There's a special kick that comes with finding a fresh voice in mainstream cinema. So step up, Martin McDonagh, and take your bows. You will find few playwright-cum-writer-directors around who can touch McDonagh - a true genre-straddling visionary - try as the LaButes and Mamets of this world might.
McDonagh's first feature-length film is a twisty (and twisted) pleasure, far more sophisticated than its British gangster movie billing would have you believe. Two Irish hit men, Ray (Colin Farrell) and Ken (Brendan Gleeson), straight from a job, are sent to Belgium, told to lie low and await further instructions. In limbo, they tour the cobbled streets of what Ken calls Europe's "best-preserved medieval city" and Ray, well, let's just say his appraisal of the place is less aesthetically astute. Though a chance meeting with duplicitous love interest Chloë (up-and-comer Clémence Poésy) does seem to lift his spirits.
Here, we meet the first of the film's many carefully laid plot points, which, in turn, lead to the coda of carnage. As anticipated, the assassins' employer, Harry (Ralph Fiennes), until now just a menacing voice on the phone, finally enters the picture brandishing a gun and an endgame plan. Bodies are split open and heads roll. Ray and Ken ponder the predicament of guilt. The ending is more art-house than grindhouse. It's as if Samuel Beckett had found his way onto the set of The Belgian Job.
McDonagh - already an Oscar-winner for his short film debut Six Shooter - would be perfectly justified in possessing as much of a swagger about him as his work does. With his directorial one-two punch, he has proven to be as inimitable a talent behind the camera as he is backstage at London's National or Royal Court theatres. An accomplished and acclaimed dramatist with plays including The Beauty Queen of Leenane and The Pillowman (even if you don't take to this DVD, I urge you to track down Faber's edition of the latter play), McDonagh is already a master of the violent, live-wire three-act which uproots its characters' lineages and trajectories with snatches of cruel humour and brilliant arrangements of the macabre with the tragicomic. He has said that his inspirations include Scorsese and Tarantino - and, indeed, he takes from them an over-fondness for the cutaway shot.
So why does In Bruges announce McDonagh as a fresh voice? Well, there's a real sense of thorough plotting and symmetrical artisanship in every meticulous dialogue duet. As conversations click from daily discussions to talk of disturbing deeds, an intense, driving beat underscores it all - and Farrell and Gleeson are impeccable at sustaining the momentum. McDonagh allows his actors more than just breathing space between line readings - though that would have been change enough in this age of edit-happy crosscutting.
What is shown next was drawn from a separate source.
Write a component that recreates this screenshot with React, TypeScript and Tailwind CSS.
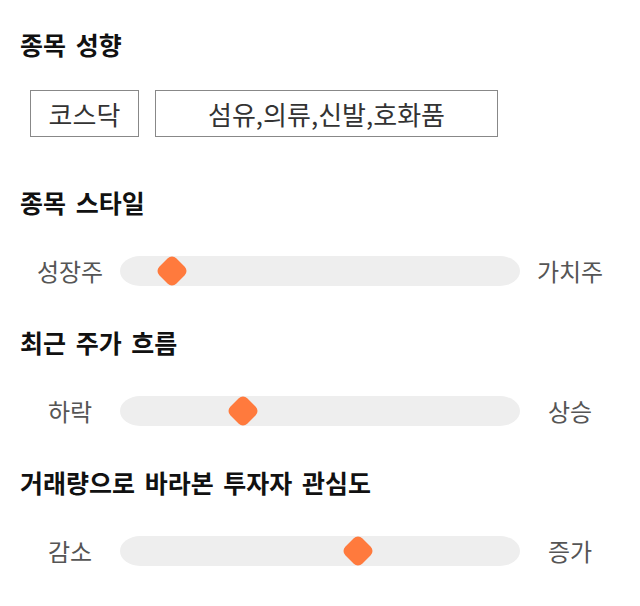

But no, in Bruges there exists the time and the liberty to imply backstories and build characters. And with this comes the freedom to set in motion those aforementioned best-laid plans. Every incidental scene or seemingly throwaway line is now in place. We are ready to connect the dots, and do so just in the nick of time, which actually makes us feel quite clever. Case in point: a chase takes place along back alleys and footbridges of the city and through the set of a film in production, recalling earlier quotations of Nicolas Roeg's Don't Look Now and a Hieronymus Bosch painting. It is not so much a scene, as it is a gold star to the most conversant viewers. It seems that coming from an older medium - that of theatre - McDonagh wants to bypass film's modernism altogether. And if he can't do it entirely on his own, he's taken a mighty fine shot at it.
I should admit that I had mixed feelings about In Bruges right after seeing it on its theatrical run. And it's certainly not to everyone's taste. But the most remarkable pictures never are - and it has ripened incredibly well. The three Golden Globe nominations it garnered last week are testament enough to this. It seems that you can pull no punches and pull through after all.